The measures outlined above would tend to promote what might be called a
sense of Gaian Holism, that is, a sense of the unity and balance of nature and of our
own human position within the dynamic and evolving balance. It is a plant-based view.
This return to a perspective on self and ego that places them within the larger context
of planetary life and evolution is the essence of the Archaic Revival. Marshall
McLuhan was correct to see that planetary human culture, the global village,
would be tribal in character. The next great step toward a planetary holism is the partial
merging of the technologically transformed human world with the archaic matrix of vegetable
intelligence that is the Overmind of the planet.
I hesitate to call this dawning awareness religious,
yet that is what it surely is.
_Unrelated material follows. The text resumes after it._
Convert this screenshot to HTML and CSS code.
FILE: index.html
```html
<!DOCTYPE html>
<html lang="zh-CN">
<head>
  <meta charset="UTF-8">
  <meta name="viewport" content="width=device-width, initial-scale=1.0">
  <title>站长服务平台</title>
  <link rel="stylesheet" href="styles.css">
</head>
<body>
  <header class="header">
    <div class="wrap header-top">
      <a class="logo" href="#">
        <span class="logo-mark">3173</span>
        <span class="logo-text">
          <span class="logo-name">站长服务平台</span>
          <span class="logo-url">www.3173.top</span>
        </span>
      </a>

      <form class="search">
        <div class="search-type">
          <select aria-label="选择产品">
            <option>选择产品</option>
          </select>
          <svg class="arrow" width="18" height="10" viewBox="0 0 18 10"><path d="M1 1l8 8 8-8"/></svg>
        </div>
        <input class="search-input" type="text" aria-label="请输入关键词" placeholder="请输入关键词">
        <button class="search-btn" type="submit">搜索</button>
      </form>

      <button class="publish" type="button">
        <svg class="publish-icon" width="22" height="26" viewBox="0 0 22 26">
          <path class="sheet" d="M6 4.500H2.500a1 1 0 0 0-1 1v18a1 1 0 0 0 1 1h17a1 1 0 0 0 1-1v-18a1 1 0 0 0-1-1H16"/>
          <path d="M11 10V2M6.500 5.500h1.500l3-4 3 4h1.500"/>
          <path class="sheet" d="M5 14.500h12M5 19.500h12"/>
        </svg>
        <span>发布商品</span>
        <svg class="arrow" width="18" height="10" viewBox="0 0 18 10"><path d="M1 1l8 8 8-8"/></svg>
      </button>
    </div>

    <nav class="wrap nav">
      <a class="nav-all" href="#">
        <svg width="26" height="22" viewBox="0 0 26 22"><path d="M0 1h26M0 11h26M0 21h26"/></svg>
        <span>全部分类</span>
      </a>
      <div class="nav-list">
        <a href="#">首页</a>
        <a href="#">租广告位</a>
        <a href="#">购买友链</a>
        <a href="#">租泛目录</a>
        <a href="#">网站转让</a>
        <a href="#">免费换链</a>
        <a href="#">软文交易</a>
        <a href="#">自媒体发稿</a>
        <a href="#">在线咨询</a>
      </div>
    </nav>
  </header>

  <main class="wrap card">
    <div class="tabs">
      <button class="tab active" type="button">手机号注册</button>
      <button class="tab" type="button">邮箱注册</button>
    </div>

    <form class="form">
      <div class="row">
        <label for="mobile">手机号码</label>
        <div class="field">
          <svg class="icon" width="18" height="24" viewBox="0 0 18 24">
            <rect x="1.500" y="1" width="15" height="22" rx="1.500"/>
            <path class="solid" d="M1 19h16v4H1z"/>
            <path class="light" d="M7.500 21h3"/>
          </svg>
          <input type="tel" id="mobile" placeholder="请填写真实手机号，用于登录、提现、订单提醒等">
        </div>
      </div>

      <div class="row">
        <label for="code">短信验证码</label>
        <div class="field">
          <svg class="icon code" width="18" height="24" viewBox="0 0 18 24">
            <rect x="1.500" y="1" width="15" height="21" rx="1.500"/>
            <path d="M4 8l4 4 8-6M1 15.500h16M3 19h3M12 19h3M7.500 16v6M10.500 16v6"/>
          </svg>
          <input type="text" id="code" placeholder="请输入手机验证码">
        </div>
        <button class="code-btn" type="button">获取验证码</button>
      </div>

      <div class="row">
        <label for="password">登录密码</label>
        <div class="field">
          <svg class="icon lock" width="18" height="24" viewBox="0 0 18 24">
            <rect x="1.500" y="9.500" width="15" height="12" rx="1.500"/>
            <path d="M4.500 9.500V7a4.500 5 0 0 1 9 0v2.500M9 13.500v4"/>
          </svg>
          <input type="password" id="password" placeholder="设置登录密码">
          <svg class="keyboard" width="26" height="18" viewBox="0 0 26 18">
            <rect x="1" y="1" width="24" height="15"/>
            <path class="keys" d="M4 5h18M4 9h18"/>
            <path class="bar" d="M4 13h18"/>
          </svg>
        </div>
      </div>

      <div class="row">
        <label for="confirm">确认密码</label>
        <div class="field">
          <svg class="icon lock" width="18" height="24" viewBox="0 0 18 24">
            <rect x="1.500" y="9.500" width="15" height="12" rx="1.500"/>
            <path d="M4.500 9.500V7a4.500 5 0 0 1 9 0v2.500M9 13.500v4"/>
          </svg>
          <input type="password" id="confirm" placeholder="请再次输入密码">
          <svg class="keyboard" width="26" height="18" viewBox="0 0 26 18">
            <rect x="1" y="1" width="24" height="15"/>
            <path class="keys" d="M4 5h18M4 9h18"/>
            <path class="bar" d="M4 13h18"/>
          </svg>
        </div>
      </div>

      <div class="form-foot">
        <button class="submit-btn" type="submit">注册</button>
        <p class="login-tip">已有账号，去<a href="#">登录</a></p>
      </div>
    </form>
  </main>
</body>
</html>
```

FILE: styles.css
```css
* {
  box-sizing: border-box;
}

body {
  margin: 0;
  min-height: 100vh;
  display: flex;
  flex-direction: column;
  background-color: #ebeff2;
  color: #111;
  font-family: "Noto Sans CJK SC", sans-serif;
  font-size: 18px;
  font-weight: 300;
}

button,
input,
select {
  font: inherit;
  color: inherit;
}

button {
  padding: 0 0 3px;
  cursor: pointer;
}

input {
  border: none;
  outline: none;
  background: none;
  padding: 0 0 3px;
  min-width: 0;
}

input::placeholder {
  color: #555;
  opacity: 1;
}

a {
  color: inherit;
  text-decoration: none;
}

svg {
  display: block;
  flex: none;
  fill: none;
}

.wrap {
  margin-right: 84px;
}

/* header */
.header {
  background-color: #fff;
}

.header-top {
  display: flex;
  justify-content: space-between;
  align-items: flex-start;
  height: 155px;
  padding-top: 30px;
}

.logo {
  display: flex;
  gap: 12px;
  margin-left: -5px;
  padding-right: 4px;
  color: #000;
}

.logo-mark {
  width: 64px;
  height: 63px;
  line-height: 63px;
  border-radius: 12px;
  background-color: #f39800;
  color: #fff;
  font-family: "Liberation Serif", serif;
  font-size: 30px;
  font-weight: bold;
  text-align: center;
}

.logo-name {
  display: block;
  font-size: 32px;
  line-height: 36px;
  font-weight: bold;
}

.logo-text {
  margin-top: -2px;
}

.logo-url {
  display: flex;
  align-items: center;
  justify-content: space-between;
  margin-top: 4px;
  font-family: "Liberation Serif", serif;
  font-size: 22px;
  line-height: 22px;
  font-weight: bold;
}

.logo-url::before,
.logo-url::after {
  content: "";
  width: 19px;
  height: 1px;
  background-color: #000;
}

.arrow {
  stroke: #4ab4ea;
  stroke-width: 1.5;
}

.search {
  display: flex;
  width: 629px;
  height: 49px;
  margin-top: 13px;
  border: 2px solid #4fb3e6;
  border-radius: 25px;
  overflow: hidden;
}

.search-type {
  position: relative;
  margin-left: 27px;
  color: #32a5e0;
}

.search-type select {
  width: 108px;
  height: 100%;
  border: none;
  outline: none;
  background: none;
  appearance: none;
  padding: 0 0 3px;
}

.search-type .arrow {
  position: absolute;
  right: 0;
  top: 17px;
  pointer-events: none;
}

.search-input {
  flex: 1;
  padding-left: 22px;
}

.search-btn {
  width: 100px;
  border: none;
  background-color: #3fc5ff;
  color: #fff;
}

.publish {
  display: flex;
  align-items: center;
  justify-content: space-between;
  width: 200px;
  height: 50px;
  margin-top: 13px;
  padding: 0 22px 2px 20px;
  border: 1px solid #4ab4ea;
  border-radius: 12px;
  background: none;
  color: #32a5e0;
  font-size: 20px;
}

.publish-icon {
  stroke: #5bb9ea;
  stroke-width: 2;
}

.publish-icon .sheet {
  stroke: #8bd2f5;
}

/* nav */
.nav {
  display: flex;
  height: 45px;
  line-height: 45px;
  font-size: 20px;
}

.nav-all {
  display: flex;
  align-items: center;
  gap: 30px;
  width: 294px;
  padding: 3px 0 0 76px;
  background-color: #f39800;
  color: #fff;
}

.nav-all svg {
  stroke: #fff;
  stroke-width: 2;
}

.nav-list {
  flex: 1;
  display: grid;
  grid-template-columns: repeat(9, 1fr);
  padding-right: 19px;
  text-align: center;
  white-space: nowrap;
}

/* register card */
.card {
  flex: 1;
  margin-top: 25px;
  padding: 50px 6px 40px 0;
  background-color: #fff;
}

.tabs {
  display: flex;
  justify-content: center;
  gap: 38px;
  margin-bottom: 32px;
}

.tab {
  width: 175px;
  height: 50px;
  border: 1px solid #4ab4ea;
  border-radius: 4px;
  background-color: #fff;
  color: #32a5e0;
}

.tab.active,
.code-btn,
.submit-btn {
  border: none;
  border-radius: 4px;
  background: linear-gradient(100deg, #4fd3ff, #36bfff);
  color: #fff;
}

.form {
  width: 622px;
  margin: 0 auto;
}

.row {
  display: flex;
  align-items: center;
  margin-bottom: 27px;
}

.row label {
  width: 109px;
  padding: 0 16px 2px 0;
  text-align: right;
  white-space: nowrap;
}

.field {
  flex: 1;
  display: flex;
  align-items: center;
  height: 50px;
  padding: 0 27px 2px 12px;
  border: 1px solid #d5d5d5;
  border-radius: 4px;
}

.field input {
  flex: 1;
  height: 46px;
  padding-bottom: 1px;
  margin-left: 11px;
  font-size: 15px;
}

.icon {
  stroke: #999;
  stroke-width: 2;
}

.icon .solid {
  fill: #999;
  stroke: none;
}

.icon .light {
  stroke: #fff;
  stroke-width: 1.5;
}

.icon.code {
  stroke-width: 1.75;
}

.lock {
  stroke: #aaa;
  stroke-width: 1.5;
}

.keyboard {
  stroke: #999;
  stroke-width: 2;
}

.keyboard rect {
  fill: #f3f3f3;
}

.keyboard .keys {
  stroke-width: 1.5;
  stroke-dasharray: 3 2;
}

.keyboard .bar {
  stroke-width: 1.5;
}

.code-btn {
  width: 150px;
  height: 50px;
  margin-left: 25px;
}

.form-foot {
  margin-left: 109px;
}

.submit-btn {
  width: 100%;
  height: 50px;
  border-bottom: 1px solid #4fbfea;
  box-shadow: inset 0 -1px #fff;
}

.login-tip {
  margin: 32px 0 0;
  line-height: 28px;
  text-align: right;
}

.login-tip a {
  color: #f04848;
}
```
And it will involve a full exploration of the dimensions
revealed by plant hallucinogens, especially those structurally related to neurotransmitters
already present and functioning in the human brain. Careful exploration of the
plant hallucinogens will probe the most archaic and sensitive level of the drama of the
emergence of consciousness; it was in the plant-human symbiotic relationships that characterized
archaic society and religion that the numinous mystery was originally experienced. And
this experience is no less mysterious for us today, in spite of the general assumption
that we have replaced the simple awe of our ancestors with philosophical and epistemic
tools of the utmost sophistication and analytical power.